Todavia, mesmo com os nossos valores atuais de separação entre Igreja e Estado, há preciosas palavras ali que expressam o nosso ideal de liderança e gestão, a começar pelas palavras "misericórdia" e "juízo", mostrando que o governante deve ser bondoso e compassivo, mas, ao mesmo tempo, um homem justo.


O termo traduzido por "coração sincero" relaciona-se um pouco com a ideia de transparência, mas é algo que tem mais a ver com a personalidade do gestor e a sua atitude interior. Porém, é algo incompatível com as atitudes falsas e enganadoras tão comuns aos políticos de hoje no Brasil.

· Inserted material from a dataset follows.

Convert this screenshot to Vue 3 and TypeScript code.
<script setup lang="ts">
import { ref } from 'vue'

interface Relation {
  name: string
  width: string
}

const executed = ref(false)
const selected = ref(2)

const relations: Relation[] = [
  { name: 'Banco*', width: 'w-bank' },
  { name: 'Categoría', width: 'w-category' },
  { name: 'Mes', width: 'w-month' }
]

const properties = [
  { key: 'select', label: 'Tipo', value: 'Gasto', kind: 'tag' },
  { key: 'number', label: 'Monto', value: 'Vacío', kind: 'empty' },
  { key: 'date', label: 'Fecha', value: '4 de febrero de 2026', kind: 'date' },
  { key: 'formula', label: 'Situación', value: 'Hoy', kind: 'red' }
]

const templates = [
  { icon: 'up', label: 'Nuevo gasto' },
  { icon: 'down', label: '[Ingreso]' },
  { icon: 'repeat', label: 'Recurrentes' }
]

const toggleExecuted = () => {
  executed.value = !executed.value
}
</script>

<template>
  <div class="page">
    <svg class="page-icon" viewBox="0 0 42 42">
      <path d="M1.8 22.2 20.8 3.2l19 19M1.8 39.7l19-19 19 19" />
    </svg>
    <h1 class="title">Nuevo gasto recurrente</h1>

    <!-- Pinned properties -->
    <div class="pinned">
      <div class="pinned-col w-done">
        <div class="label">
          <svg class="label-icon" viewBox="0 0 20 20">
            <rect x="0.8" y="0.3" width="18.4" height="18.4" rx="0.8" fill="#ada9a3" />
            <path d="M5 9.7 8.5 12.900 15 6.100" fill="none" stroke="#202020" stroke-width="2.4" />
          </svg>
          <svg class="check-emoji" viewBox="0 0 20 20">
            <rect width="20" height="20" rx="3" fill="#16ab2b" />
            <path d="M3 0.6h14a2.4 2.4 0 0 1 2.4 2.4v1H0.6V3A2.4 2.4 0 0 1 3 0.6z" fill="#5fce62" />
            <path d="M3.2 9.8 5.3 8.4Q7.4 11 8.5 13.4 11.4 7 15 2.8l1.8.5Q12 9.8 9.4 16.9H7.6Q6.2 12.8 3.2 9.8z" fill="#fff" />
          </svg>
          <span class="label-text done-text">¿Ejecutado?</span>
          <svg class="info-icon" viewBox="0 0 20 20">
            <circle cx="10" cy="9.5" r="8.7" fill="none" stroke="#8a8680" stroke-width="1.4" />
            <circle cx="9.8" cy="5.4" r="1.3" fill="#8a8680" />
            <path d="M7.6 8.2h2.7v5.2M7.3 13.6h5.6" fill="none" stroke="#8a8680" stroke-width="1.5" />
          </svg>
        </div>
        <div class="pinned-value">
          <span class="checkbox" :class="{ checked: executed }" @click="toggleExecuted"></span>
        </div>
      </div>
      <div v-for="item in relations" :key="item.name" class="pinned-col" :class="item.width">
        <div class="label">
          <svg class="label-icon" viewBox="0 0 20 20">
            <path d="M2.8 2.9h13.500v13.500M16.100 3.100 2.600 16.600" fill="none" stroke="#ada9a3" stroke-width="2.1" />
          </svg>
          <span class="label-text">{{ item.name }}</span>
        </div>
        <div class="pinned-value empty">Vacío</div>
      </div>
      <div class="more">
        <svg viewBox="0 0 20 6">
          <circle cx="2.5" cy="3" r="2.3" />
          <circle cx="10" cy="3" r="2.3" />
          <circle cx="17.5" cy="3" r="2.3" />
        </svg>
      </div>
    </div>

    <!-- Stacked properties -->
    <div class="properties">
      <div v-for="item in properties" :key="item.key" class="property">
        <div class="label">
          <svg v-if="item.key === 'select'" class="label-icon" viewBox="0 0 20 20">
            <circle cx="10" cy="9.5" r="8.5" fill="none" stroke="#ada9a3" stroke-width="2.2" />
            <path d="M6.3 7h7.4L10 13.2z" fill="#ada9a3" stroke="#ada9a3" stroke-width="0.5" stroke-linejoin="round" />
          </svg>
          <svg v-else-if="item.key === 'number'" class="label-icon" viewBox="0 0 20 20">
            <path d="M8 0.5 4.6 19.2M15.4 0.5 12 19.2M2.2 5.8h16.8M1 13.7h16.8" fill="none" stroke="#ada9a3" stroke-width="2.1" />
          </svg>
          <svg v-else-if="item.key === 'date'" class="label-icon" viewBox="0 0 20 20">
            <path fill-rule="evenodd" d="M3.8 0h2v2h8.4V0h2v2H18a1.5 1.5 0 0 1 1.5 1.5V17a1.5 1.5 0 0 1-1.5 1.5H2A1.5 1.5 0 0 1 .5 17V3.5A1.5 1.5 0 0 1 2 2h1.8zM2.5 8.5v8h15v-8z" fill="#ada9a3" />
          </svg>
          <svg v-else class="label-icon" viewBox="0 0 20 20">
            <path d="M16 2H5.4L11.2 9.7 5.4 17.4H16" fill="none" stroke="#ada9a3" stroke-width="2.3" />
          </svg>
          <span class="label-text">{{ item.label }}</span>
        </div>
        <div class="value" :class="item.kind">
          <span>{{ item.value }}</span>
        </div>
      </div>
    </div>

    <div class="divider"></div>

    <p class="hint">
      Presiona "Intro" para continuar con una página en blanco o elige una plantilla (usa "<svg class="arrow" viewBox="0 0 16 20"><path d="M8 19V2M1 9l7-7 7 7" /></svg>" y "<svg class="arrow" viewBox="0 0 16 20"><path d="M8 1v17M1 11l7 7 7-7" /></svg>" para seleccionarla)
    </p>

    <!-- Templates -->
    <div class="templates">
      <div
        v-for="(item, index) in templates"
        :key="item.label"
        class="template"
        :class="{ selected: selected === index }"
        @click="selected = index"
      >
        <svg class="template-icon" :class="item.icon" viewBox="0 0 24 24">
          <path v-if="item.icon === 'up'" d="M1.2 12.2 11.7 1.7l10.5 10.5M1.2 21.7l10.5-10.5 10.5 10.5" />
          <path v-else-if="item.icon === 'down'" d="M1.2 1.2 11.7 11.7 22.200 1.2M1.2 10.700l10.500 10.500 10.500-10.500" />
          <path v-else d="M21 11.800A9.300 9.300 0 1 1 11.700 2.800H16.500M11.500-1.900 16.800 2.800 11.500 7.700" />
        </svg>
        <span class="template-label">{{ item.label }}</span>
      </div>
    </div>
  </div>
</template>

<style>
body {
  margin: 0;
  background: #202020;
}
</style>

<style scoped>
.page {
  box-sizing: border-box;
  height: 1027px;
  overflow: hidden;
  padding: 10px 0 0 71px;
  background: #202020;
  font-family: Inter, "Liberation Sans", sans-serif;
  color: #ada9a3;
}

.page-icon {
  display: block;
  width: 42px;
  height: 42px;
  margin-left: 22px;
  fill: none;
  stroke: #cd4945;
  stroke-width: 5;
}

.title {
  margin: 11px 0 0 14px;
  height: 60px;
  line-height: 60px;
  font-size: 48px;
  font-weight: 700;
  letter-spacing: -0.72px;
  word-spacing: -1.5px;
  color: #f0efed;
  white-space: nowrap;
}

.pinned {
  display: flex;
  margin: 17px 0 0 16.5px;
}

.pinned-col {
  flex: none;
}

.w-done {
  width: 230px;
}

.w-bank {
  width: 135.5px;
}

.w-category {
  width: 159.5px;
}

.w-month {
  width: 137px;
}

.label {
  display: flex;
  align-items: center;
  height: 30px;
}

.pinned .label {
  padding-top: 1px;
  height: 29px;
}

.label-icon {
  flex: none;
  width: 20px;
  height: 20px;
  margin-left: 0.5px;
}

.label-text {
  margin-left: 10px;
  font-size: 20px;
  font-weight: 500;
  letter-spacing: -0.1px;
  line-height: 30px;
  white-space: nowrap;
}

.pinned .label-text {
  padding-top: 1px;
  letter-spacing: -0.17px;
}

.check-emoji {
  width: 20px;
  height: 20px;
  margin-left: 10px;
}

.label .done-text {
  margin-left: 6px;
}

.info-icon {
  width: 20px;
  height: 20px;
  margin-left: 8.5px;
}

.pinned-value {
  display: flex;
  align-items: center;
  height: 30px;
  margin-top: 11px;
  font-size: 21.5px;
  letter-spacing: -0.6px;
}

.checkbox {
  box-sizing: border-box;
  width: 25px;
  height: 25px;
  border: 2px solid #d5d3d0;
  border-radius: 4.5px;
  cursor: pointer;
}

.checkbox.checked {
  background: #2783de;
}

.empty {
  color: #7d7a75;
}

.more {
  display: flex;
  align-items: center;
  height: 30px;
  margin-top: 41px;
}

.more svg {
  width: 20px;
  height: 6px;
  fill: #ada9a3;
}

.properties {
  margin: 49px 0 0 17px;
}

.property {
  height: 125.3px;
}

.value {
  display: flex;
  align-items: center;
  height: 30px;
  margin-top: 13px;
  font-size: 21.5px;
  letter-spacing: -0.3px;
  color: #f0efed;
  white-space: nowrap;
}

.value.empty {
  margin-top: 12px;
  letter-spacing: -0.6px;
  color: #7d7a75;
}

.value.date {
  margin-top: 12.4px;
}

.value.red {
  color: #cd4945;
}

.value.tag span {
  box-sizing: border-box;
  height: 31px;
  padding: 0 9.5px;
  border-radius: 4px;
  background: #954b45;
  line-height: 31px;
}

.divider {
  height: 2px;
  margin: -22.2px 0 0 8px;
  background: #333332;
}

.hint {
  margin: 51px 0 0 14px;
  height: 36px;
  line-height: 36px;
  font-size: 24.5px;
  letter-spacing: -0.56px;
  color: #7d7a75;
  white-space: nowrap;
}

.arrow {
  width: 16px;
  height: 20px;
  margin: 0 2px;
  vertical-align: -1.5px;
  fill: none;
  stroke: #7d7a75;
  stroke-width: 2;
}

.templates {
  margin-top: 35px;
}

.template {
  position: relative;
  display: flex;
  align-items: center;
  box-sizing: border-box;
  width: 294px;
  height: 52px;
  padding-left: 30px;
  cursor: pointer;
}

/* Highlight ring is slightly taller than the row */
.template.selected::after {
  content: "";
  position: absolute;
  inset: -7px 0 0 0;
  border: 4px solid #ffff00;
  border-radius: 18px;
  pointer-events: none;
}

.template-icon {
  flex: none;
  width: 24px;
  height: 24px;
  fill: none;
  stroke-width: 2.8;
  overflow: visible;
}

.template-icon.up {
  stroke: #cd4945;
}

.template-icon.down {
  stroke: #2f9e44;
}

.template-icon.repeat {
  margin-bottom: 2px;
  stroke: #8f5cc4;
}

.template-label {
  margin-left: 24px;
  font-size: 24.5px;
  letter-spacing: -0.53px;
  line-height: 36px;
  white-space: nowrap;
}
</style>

Observa-se, em sequência textual, a sua escolha por não se satisfazer com o mal, sendo o olhar uma opção também por querer ver as coisas boas e não aceitar uma situação injusta. Até porque se tratava de um rei soberano, na época com poderes absolutos, que, sendo um homem justo, precisaria manter uma conduta de não ser condescendente com as coisas erradas quando estas chegassem ao seu conhecimento. Daí o salmista manifestar o seu ódio às obras dos que se desviam (da maldade).

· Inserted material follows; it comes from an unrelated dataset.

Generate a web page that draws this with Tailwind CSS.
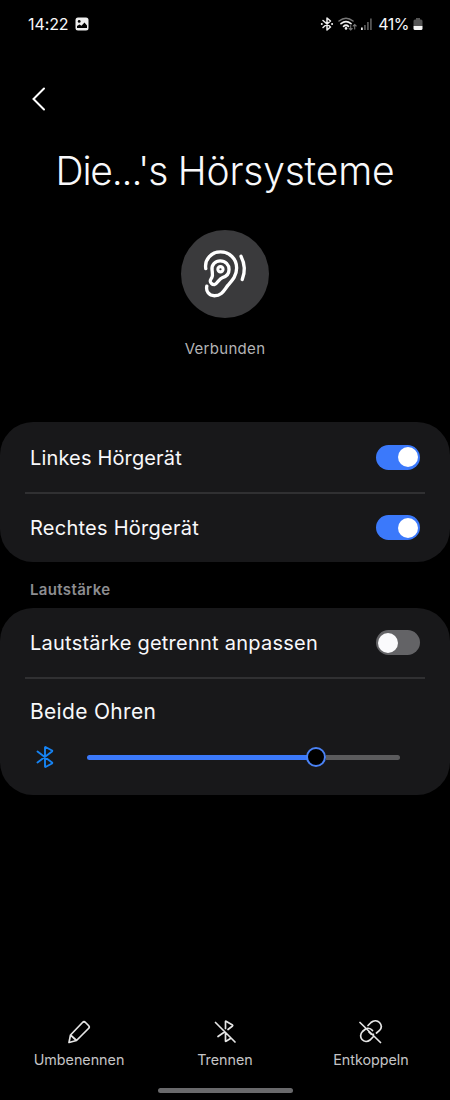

Por outro lado, o poema nos leva a entender a opção de Davi por não compor o seu ministério com homens maus, o que constitui um grande desafio para os políticos da atualidade quando fazem os seus equivocados aliançamentos julgando-os como necessários. Porém, ao dizer que o homem perverso se apartará dele, o autor deixa claro que não quer se associar com tais pessoas às quais falta o atributo da integridade.


Outra postura muito importante do salmista é não acertar caluniadores covardes. Isto é, aquela gente que, às escondidas, propaga mentiras e fakenews a fim de difamar o próximo. Seu compromisso é com a verdade de modo que ele se propõe a combater esse tipo de atitude destrutiva e corrosiva dentro da sociedade na qual vive.


Também o soberbo e o orgulhoso não terá lugar em seu reino, mas o rei afirma que procurará as pessoas que forem "fiéis" no meio de seu povo. Ou seja, aquelas que são de boa conduta irão servi-lo (ser nomeada para algum cargo público de importância e de autoridade dentro do país).


Assim, o Salmo 101 termina com o compromisso de que o governante levará a justiça ao seu reino combatendo a corrupção e o crime, o que se inclui no vocábulo traduzido por "iniquidade". Isto significa que o rei promete ser incansável na sua luta para a promoção da justiça, numa época em que os Poderes estatais achavam-se ainda reunidos na pessoa do monarca, com exceção do ministério religioso que, segundo a legislação aplicável, deixada por Moisés, era exercido com exclusividade pelos sacerdotes.


Retornando aos tempos atuais, acredito que muitos desses valores precisam ser cultivados pelos nossos políticos/juristas antes mesmo de tomarem posse de qualquer cargo público. E, apesar dessa separação institucional entre Igreja e Estado, formalizada no Brasil desde a Proclamação da República (1889), creio que a aplicação do Salmo 101 permanece adequada aos nossos dias, independentemente de qualquer religião seguida pela autoridade. Pois é questão de ética e de atitude.


Mais do que um juramento recitado perante os homens, as palavras que dão sentido ao texto aqui comentado precisam estar no íntimo de quem pretende liderar uma nação. Logo, a mesma seleção que o salmista faz na escolha dos seus subordinados, devemos lembrar na hora de definirmos o voto porque numa democracia o poder emana é do povo.